Oui mais Gepsa est une société privée et l'administration pénitentiaire est publique.
Cette société privée est particulièrement contrôlée dans ces prestations, elle a un certain nombre d'éléments contractuels écrits qui imposent des obligations et l'obligent à mettre en œuvre ses prestations dans un cadre strict. L'administration doit s'assurer du respect de ce cadre quotidiennement. Quand je parlais de notre cœur de métier, c'était par rapport à ça : pour nous, il est plus facile et efficace de contrôler une mission que de la réaliser soi-même. Un surveillant n'est pas recruté parce qu'il est cuisinier, plombier, ou chauffagiste... Quand une société a pour vocation la préparation des repas, on préfère les lui confier, oui.

Pensez-vous que ce cadre plus salubre va atténuer les dépressions et baisser le taux de suicide ?

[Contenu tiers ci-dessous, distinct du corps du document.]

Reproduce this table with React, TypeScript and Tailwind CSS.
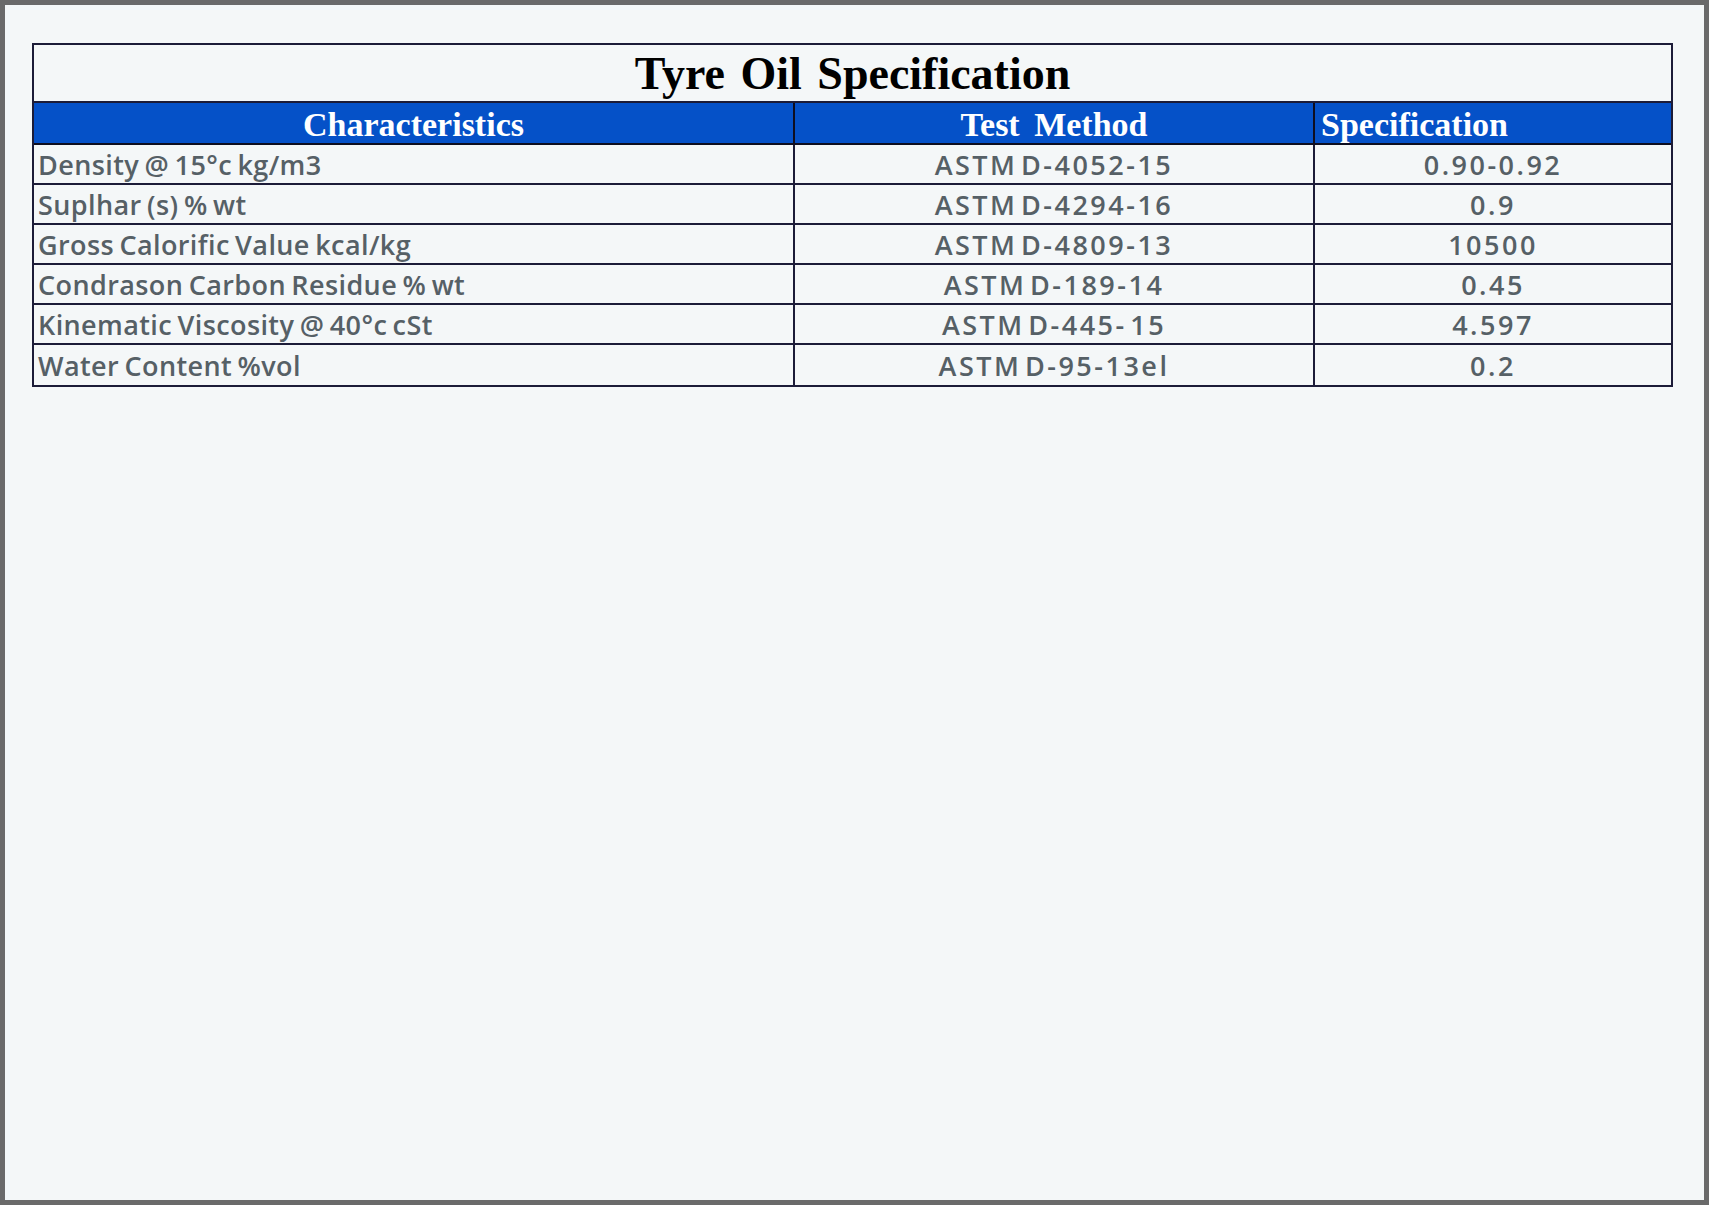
import React from "react";

const rows: [string, string, string][] = [
  ["Density @ 15°c kg/m3", "ASTM D-4052-15", "0.90-0.92"],
  ["Suplhar (s) % wt", "ASTM D-4294-16", "0.9"],
  ["Gross Calorific Value kcal/kg", "ASTM D-4809-13", "10500"],
  ["Condrason Carbon Residue % wt", "ASTM D-189-14", "0.45"],
  ["Kinematic Viscosity @ 40°c cSt", "ASTM D-445- 15", "4.597"],
  ["Water Content %vol", "ASTM D-95-13el", "0.2"],
];

export default function App() {
  return (
    <div className="w-[1709px] h-[1205px] border-[5px] border-[#6a6a6a] bg-[#f4f7f8] overflow-hidden">
      <div className="ml-[27px] mt-[38px] w-[1641px] border-2 border-[#1c1c38]">
        <div className="h-[58px] border-b-2 border-[#1c1c38] flex items-center justify-center">
          <span
            className="text-[46px] font-bold text-black leading-none [word-spacing:4px] pt-[2px]"
            style={{ fontFamily: '"Liberation Serif", serif' }}
          >
            Tyre Oil Specification
          </span>
        </div>
        <div
          className="h-[42px] border-b-2 border-[#0e0e20] bg-[#0551c8] grid grid-cols-[761px_520px_356px] text-white font-bold text-[34px] leading-none"
          style={{ fontFamily: '"Liberation Serif", serif' }}
        >
          <div className="border-r-2 border-[#0e0e20] flex items-center justify-center pt-[4px]">Characteristics</div>
          <div className="border-r-2 border-[#0e0e20] flex items-center justify-center pt-[4px] [word-spacing:6px]">Test Method</div>
          <div className="flex items-center pl-[6px] pt-[4px]">Specification</div>
        </div>
        {rows.map((r, i) => (
          <div
            key={i}
            className={
              "h-[40px] grid grid-cols-[761px_520px_356px] text-[27px] font-semibold text-[#566066] leading-none " +
              (i < rows.length - 1 ? "border-b-2 border-[#1c1c38]" : "")
            }
            style={{ fontFamily: '"Open Sans", "Liberation Sans", sans-serif' }}
          >
            <div className="border-r-2 border-[#1c1c38] flex items-center pl-[4px] tracking-[0.4px] [word-spacing:-2px]">{r[0]}</div>
            <div className="border-r-2 border-[#1c1c38] flex items-center justify-center tracking-[2.5px] [word-spacing:-6px]">{r[1]}</div>
            <div className="flex items-center justify-center tracking-[2.5px]">{r[2]}</div>
          </div>
        ))}
      </div>
    </div>
  );
}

C'est une question à laquelle je ne peux pas répondre. Je considère que le suicide est un acte personnel, trois personnes ne réagiront pas de la même
manière aux conditions de détention, parce qu'ils n'ont pas la même histoire, le même vécu, la même personnalité, les mêmes soutiens et projets, c'est impossible d'avoir un discours réducteur sur le suicide. Vous aimez bien ça, les médias, poser les chiffres en disant " encore un". Et oui. Mais il faudrait, au lieu d'un regard accusateur, s'interroger sur le suicide de façon plus globale. Avant d'être un chiffre, le suicide, c'est une personne qui perd la vie, une famille endeuillée, et c'est un constat d'échec pour l'établissement pénitentiaire, la justice en général. Si seules les conditions de détention étaient responsables, on aurait trouvé une solution technique. Si ce n'était qu'un problème de personnalité, on aurait une solution par la médecine. Le problème, c'est que c'est un ensemble de problèmes. La dignité, pour moi, c'est d'abord rendre à chaque personne la responsabilité de son geste et son droit à
vivre.

Tout le monde a un avis là-dessus : mais vous, que pensez-vous qu'il faudrait faire du bâtiment des prisons de Perrache ?

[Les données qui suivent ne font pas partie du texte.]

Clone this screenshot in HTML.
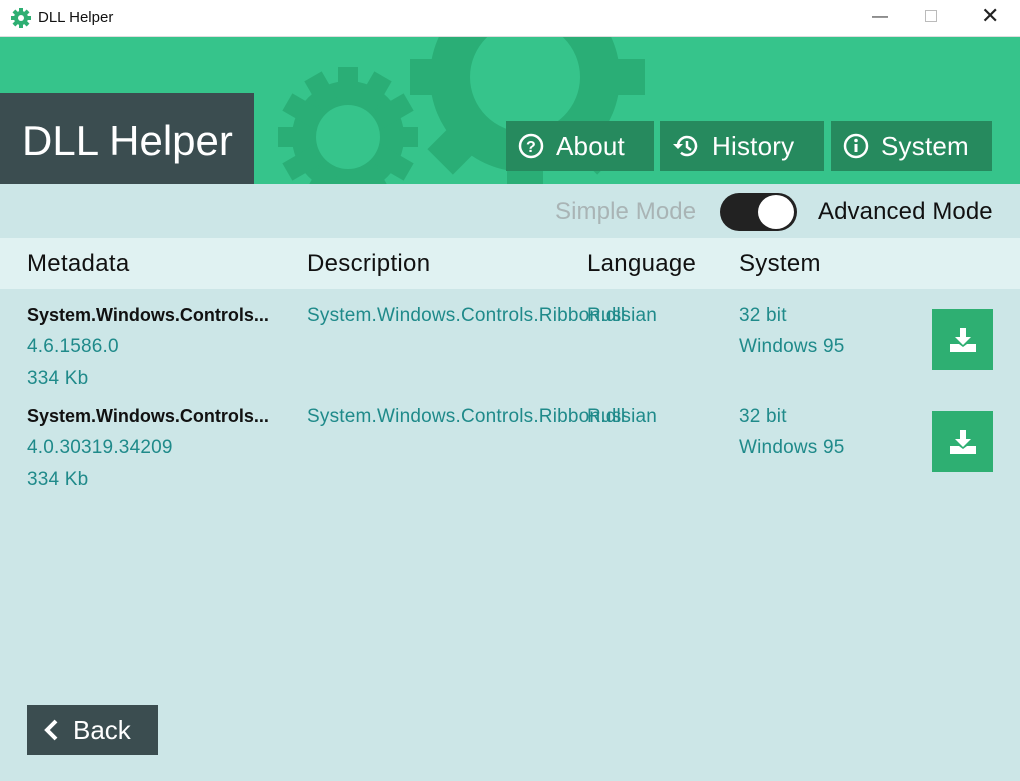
<!DOCTYPE html>
<html><head><meta charset="utf-8"><style>
*{margin:0;padding:0;box-sizing:border-box}
body{width:1020px;height:781px;overflow:hidden;background:#cce6e7;font-family:"Liberation Sans",sans-serif;position:relative}
.abs{position:absolute}
.tb{left:0;top:0;width:1020px;height:37px;background:#fff;border-bottom:1px solid #ddd}
.tb .t{left:38px;top:9px;font-size:15px;color:#111}
.hdr{left:0;top:37px;width:1020px;height:147px;background:#36c48b;overflow:hidden}
.title{left:0;top:93px;width:254px;height:91px;background:#3b4d50;color:#fff;font-size:42px;padding:24px 0 0 22px}
.btn{top:121px;height:50px;background:#268a5e;color:#fff;font-size:26px;letter-spacing:0.2px;display:flex;align-items:center;padding-left:12px;gap:12px}
.mode{top:198px;font-size:24px;letter-spacing:0.1px}
.th{left:0;top:238px;width:1020px;height:51px;background:#e0f2f2}
.th span{position:absolute;top:12px;font-size:24px;letter-spacing:0.3px;color:#111}
.c{position:absolute;font-size:19px;color:#1f8a8a;letter-spacing:0.2px}
.k{color:#111;font-weight:bold;font-size:18px;letter-spacing:0}
.dl{left:932px;width:61px;height:61px;background:#2eaf72;display:flex;align-items:center;justify-content:center}
.back{left:27px;top:705px;width:131px;height:50px;background:#3b4d50;color:#fff;font-size:26px;display:flex;align-items:center;padding-left:16px;gap:14px}
</style></head><body>
<div class="abs tb">
<svg class="abs" style="left:11px;top:8px" width="20" height="20" viewBox="0 0 20 20"><g fill="#2eaf72"><circle cx="10" cy="10" r="7"/><rect x="8" y="0" width="4" height="20"/><rect x="0" y="8" width="20" height="4"/><rect x="8" y="0" width="4" height="20" transform="rotate(45 10 10)"/><rect x="8" y="0" width="4" height="20" transform="rotate(-45 10 10)"/></g><circle cx="10" cy="10" r="3" fill="#fff"/></svg>
<div class="abs t">DLL Helper</div>
<div class="abs" style="left:872px;top:8px;font-size:16px;color:#333">—</div>
<div class="abs" style="left:925px;top:10px;width:12px;height:12px;border:1px solid #bbb"></div>
<div class="abs" style="left:981px;top:3px;font-size:22px;color:#222">✕</div>
</div>
<div class="abs hdr">
<svg class="abs" style="left:270px;top:20px" width="160" height="140" viewBox="0 0 160 140"><g fill="#2aae76"><circle cx="78" cy="80" r="56"/><g><rect x="68" y="10" width="20" height="140" /><rect x="8" y="70" width="140" height="20"/><rect x="68" y="10" width="20" height="140" transform="rotate(30 78 80)"/><rect x="68" y="10" width="20" height="140" transform="rotate(60 78 80)"/><rect x="68" y="10" width="20" height="140" transform="rotate(-30 78 80)"/><rect x="68" y="10" width="20" height="140" transform="rotate(-60 78 80)"/></g></g><circle cx="78" cy="80" r="32" fill="#36c48b"/></svg>
<svg class="abs" style="left:410px;top:-40px" width="240" height="200" viewBox="0 0 240 200"><g fill="#2aae76"><circle cx="115" cy="80" r="95"/><rect x="97" y="-40" width="36" height="240"/><rect x="-5" y="62" width="240" height="36"/><rect x="97" y="-40" width="36" height="240" transform="rotate(45 115 80)"/><rect x="97" y="-40" width="36" height="240" transform="rotate(-45 115 80)"/></g><circle cx="115" cy="80" r="55" fill="#36c48b"/></svg>
</div>
<div class="abs title">DLL Helper</div>
<div class="abs btn" style="left:506px;width:148px"><svg width="26" height="26" viewBox="0 0 26 26"><circle cx="13" cy="13" r="11" fill="none" stroke="#fff" stroke-width="2.5"/><text x="13" y="19" font-size="16" font-weight="bold" fill="#fff" text-anchor="middle" font-family="Liberation Sans">?</text></svg>About</div>
<div class="abs btn" style="left:660px;width:164px"><svg width="28" height="26" viewBox="0 0 28 26"><path d="M6 13a9 9 0 1 1 3 6.7" fill="none" stroke="#fff" stroke-width="2.5"/><path d="M1 11l5 5 5-5z" fill="#fff"/><path d="M15 8v6l4 3" fill="none" stroke="#fff" stroke-width="2.5"/></svg>History</div>
<div class="abs btn" style="left:831px;width:161px"><svg width="26" height="26" viewBox="0 0 26 26"><circle cx="13" cy="13" r="11" fill="none" stroke="#fff" stroke-width="2.5"/><rect x="11.5" y="11" width="3" height="8" fill="#fff"/><circle cx="13" cy="7.5" r="1.8" fill="#fff"/></svg>System</div>
<div class="abs mode" style="left:555px;color:#a9b4b5">Simple Mode</div>
<div class="abs" style="left:720px;top:193px;width:77px;height:38px;border-radius:19px;background:#222"></div>
<div class="abs" style="left:758px;top:195px;width:36px;height:34px;border-radius:50%;background:#fff"></div>
<div class="abs mode" style="left:818px;color:#111">Advanced Mode</div>
<div class="abs th"><span style="left:27px">Metadata</span><span style="left:307px">Description</span><span style="left:587px">Language</span><span style="left:739px">System</span></div>

<div class="c k" style="left:27px;top:305px">System.Windows.Controls...</div>
<div class="c" style="left:27px;top:336px">4.6.1586.0</div>
<div class="c" style="left:27px;top:368px">334 Kb</div>
<div class="c" style="left:307px;top:305px">System.Windows.Controls.Ribbon.dll</div>
<div class="c" style="left:587px;top:305px">Russian</div>
<div class="c" style="left:739px;top:305px">32 bit</div>
<div class="c" style="left:739px;top:336px">Windows 95</div>
<div class="abs dl" style="top:309px"><svg width="30" height="28" viewBox="0 0 30 28"><path d="M12 2h6v9h5l-8 8-8-8h5z" fill="#fff"/><path d="M2 18h9l4 3 4-3h9v8H2z" fill="#fff"/></svg></div>

<div class="c k" style="left:27px;top:406px">System.Windows.Controls...</div>
<div class="c" style="left:27px;top:437px">4.0.30319.34209</div>
<div class="c" style="left:27px;top:469px">334 Kb</div>
<div class="c" style="left:307px;top:406px">System.Windows.Controls.Ribbon.dll</div>
<div class="c" style="left:587px;top:406px">Russian</div>
<div class="c" style="left:739px;top:406px">32 bit</div>
<div class="c" style="left:739px;top:437px">Windows 95</div>
<div class="abs dl" style="top:411px"><svg width="30" height="28" viewBox="0 0 30 28"><path d="M12 2h6v9h5l-8 8-8-8h5z" fill="#fff"/><path d="M2 18h9l4 3 4-3h9v8H2z" fill="#fff"/></svg></div>

<div class="abs back"><svg width="16" height="22" viewBox="0 0 16 22"><path d="M13 2L4 11l9 9" fill="none" stroke="#fff" stroke-width="4"/></svg>Back</div>
</body></html>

C'est difficile de se prononcer, il faut être lyonnais pour avoir une opinion sur la question et ce n'est pas mon cas. Je suis très attaché à cette ville mais mes origines sont ailleurs. A partir du moment où on ne peut pas définir un avenir à cet établissement, les conserver pour les conserver n'a pas d'intérêt majeur. Le discours de l'administration est assez simple : il est hors de question de garder ce patrimoine, en tant que propriétaire, on souhaite s'en séparer et on fait toutes les démarches pour cela.